* **PROBLEM DETAILS**
Give the number of lines holding the string "with", and nothing else.

* **INPUT MATERIAL**
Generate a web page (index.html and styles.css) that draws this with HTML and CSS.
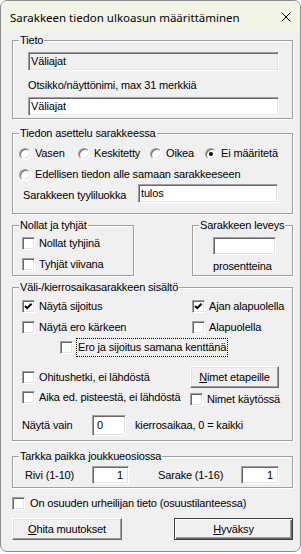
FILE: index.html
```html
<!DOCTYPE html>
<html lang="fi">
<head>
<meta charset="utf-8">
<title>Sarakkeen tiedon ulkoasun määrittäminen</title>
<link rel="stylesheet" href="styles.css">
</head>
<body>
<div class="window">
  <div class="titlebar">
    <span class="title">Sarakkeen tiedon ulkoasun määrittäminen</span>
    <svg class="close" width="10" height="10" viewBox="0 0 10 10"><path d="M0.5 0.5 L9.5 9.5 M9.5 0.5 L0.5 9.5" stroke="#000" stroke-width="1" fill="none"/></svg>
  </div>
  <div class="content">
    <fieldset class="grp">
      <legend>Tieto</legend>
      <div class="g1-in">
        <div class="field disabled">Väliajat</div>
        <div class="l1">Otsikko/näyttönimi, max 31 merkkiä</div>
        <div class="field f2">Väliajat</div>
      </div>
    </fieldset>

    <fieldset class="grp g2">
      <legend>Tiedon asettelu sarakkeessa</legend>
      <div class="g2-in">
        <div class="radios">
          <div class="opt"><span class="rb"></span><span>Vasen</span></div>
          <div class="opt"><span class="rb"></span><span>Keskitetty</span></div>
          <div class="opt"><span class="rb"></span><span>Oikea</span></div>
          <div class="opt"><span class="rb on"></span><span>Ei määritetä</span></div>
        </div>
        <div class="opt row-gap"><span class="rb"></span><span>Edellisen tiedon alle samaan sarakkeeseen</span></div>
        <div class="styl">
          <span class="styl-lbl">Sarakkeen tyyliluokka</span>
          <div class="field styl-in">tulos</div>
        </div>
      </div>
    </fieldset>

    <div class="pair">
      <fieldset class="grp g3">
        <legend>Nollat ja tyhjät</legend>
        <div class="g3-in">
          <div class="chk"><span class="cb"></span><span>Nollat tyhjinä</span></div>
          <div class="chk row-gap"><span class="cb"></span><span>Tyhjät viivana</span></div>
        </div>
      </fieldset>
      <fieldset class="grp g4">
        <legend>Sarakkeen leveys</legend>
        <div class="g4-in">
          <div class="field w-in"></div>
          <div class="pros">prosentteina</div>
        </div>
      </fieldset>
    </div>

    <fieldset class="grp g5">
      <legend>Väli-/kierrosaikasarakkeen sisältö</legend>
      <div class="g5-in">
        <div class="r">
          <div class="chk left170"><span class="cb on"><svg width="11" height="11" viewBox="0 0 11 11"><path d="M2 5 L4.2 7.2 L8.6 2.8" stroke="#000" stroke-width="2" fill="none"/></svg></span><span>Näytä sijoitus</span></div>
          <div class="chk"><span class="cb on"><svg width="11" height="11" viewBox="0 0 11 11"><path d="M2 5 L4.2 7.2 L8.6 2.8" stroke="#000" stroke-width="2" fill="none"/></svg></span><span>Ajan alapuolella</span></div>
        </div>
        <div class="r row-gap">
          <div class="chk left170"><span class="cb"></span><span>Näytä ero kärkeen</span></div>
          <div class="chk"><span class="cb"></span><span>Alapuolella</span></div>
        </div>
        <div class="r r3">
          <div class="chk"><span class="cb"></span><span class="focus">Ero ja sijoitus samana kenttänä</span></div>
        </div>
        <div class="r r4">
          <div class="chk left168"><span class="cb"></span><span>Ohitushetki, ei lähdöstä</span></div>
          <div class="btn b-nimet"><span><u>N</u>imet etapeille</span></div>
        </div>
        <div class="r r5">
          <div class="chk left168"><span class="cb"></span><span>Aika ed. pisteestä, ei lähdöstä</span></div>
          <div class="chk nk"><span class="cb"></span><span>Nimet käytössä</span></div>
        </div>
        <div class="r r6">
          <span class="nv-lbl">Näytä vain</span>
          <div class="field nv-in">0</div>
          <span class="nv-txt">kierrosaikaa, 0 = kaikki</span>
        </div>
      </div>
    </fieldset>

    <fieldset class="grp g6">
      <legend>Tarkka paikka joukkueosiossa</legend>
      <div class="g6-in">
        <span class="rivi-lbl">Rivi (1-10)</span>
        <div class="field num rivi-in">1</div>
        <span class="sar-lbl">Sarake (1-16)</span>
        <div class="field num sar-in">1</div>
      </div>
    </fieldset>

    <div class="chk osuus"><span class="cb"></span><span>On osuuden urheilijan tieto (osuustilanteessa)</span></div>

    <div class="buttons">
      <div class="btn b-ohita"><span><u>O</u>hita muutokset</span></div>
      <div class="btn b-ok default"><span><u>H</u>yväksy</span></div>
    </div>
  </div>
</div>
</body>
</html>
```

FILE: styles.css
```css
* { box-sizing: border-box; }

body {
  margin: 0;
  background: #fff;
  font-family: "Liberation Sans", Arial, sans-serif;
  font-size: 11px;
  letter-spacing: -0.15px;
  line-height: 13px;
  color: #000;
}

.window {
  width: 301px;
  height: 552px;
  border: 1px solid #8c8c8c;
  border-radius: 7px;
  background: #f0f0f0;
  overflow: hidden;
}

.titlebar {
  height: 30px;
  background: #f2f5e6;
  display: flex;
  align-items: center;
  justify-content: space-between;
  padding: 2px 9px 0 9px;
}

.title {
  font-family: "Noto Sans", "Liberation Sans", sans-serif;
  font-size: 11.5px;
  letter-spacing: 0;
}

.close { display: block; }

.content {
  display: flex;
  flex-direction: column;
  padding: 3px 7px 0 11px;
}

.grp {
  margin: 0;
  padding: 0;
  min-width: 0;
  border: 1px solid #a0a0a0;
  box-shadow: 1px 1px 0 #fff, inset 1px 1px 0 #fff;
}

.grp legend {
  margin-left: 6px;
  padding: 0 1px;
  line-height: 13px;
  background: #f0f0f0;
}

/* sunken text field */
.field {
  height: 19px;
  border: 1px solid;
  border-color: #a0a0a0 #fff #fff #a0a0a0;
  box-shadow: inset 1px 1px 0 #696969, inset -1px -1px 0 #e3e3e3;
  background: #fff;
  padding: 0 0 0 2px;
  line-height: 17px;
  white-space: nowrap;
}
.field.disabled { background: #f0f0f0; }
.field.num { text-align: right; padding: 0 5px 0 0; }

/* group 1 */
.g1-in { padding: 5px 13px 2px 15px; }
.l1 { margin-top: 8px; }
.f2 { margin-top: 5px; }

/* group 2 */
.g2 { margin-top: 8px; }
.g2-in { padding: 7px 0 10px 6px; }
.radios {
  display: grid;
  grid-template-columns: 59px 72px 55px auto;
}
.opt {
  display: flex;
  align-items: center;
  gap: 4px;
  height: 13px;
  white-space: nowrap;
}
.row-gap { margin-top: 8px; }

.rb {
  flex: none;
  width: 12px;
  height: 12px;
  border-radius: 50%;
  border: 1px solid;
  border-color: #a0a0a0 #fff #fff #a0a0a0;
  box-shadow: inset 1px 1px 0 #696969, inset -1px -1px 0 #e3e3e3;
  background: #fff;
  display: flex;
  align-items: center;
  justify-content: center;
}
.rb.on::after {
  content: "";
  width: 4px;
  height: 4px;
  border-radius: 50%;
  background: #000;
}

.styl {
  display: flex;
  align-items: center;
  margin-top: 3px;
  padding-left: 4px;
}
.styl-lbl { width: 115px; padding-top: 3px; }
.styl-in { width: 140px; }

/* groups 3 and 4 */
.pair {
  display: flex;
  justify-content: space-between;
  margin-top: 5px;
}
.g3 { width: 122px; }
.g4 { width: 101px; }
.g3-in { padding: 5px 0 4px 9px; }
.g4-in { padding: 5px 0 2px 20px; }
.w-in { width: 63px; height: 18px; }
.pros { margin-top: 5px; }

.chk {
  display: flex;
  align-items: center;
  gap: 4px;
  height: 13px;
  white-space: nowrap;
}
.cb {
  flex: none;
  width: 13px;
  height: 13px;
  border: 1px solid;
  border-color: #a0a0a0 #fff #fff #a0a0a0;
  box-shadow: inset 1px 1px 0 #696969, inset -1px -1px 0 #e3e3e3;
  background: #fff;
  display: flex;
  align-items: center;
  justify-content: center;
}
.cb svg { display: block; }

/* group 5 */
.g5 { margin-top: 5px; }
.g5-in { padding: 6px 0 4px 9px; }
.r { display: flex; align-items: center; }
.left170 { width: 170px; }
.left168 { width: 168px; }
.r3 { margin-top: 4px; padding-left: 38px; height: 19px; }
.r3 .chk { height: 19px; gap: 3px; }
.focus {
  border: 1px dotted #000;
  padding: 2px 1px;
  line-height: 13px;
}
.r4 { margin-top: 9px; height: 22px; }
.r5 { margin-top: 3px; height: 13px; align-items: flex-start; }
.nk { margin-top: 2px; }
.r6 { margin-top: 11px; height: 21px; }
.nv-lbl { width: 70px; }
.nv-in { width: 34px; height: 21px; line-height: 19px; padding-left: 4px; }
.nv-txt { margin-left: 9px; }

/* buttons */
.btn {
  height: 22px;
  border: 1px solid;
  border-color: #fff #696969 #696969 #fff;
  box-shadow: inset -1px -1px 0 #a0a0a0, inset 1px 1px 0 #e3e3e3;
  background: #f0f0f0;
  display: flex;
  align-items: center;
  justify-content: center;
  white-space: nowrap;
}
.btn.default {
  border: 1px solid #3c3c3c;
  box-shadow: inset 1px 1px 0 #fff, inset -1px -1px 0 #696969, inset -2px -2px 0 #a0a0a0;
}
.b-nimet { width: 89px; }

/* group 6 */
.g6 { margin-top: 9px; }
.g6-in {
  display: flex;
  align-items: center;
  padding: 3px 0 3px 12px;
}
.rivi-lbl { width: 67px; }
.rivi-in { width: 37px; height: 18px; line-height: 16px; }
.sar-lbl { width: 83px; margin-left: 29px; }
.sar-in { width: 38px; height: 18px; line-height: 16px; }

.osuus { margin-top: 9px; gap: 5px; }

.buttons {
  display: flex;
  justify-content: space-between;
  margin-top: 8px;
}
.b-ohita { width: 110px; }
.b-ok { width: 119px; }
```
* * *
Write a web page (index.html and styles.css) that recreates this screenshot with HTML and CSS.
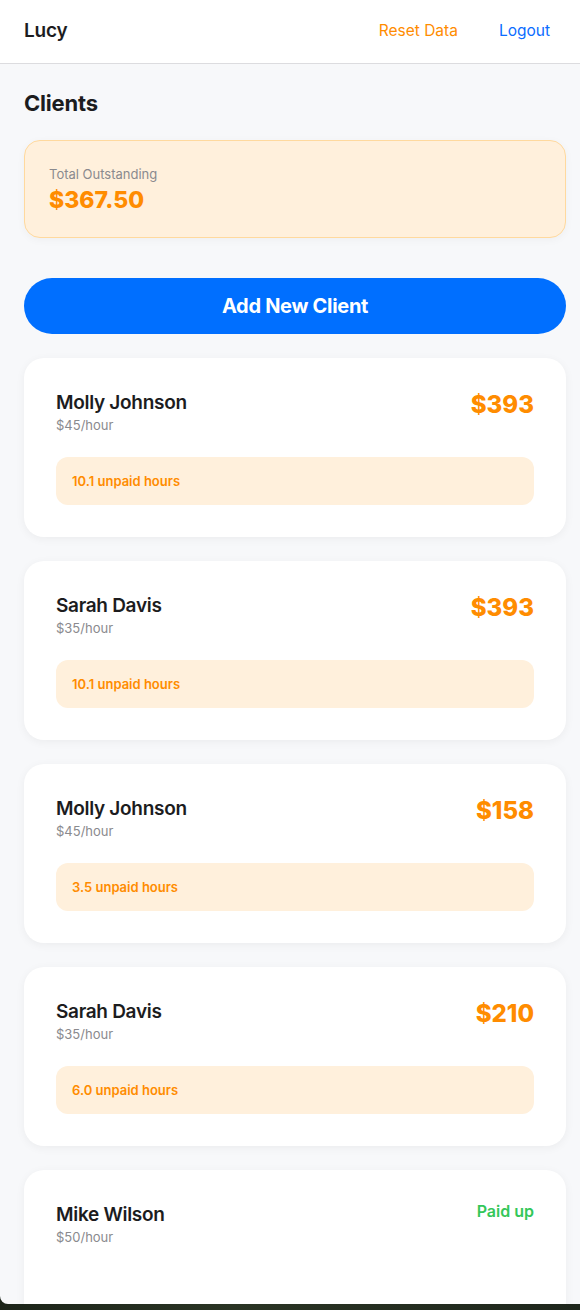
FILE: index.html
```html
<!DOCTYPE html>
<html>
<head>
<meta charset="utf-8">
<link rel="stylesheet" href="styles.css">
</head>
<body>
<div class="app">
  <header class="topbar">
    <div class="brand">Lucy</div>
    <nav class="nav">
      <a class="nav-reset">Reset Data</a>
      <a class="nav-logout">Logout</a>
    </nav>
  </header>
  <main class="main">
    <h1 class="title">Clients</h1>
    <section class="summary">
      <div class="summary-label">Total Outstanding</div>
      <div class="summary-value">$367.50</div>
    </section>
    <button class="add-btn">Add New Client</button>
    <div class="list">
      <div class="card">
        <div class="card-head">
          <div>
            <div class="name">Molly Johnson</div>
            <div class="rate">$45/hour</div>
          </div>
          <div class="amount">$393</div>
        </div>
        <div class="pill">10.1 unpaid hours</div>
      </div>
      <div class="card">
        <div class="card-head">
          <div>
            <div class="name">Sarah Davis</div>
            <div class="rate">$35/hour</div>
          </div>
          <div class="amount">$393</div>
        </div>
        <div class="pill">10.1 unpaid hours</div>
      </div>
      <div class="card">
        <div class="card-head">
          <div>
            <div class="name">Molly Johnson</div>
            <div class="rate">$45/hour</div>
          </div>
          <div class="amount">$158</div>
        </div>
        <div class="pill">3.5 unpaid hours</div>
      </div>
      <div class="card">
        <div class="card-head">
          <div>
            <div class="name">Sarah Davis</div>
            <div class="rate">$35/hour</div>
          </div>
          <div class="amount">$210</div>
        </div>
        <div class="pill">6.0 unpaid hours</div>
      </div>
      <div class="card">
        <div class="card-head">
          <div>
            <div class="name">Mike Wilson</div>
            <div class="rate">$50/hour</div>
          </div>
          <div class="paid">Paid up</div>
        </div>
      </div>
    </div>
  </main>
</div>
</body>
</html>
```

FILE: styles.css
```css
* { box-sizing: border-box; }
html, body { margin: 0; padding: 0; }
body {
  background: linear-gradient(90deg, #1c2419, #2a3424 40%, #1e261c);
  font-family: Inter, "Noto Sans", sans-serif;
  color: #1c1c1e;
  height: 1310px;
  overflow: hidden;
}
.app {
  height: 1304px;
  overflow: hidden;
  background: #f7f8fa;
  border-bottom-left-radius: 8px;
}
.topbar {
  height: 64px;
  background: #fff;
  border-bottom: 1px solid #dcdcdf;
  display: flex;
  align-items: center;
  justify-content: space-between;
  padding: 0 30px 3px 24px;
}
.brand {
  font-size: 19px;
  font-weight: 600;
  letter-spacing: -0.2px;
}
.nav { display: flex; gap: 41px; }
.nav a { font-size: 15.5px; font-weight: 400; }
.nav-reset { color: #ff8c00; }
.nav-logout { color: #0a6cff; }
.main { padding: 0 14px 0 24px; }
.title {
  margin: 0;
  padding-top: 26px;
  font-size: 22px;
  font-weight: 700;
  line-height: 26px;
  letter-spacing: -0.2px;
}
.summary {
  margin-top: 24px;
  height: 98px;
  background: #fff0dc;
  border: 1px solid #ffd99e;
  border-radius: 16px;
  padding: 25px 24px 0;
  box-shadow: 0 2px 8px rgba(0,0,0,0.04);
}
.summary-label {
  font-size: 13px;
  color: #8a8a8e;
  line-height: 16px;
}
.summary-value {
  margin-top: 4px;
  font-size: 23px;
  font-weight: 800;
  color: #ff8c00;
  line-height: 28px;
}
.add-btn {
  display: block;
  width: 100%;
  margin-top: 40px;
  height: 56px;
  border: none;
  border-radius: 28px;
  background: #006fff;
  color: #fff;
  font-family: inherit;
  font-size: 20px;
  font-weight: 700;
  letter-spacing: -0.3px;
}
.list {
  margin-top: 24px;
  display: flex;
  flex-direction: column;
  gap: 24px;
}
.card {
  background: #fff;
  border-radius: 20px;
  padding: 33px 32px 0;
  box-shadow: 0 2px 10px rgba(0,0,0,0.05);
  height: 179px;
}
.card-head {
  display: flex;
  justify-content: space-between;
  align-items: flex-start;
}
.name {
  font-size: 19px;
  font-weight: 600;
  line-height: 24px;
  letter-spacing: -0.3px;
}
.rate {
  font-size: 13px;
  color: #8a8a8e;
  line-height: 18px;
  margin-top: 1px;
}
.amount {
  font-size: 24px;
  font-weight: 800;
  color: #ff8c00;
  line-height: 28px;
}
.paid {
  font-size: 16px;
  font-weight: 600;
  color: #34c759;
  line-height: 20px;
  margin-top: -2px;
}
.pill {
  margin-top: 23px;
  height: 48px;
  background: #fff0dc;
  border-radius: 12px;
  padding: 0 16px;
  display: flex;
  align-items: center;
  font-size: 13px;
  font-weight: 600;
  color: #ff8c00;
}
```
---
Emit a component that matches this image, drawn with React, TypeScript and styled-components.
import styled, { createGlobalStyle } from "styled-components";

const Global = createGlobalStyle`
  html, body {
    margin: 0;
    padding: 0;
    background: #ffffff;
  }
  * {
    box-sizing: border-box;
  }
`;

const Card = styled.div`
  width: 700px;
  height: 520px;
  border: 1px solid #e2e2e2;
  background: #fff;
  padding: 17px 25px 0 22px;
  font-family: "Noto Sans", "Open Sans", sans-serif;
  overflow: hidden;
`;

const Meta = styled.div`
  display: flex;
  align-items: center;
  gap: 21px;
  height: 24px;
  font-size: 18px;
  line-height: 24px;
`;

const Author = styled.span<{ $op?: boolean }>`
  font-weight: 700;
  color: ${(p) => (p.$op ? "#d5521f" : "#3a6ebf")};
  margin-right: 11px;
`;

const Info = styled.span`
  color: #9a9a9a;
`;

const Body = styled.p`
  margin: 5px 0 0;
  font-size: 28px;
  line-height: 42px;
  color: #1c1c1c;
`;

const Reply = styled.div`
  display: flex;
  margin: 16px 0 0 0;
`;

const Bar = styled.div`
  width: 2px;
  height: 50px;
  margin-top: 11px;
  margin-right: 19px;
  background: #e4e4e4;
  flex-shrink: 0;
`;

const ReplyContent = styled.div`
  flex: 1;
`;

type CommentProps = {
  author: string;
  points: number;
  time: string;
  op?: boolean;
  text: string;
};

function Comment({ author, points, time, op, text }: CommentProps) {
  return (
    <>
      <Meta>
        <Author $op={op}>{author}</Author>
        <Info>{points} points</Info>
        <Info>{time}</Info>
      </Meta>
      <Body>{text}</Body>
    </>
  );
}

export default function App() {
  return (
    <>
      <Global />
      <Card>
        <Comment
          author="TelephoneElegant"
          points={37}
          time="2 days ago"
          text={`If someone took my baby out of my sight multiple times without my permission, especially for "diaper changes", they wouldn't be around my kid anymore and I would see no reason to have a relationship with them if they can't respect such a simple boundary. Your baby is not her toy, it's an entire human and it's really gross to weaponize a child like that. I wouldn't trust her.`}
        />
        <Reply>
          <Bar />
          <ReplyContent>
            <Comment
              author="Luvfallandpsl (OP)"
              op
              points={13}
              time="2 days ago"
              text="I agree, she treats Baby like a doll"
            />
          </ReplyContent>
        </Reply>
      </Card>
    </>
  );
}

* **RESULT FOR THIS TASK**
4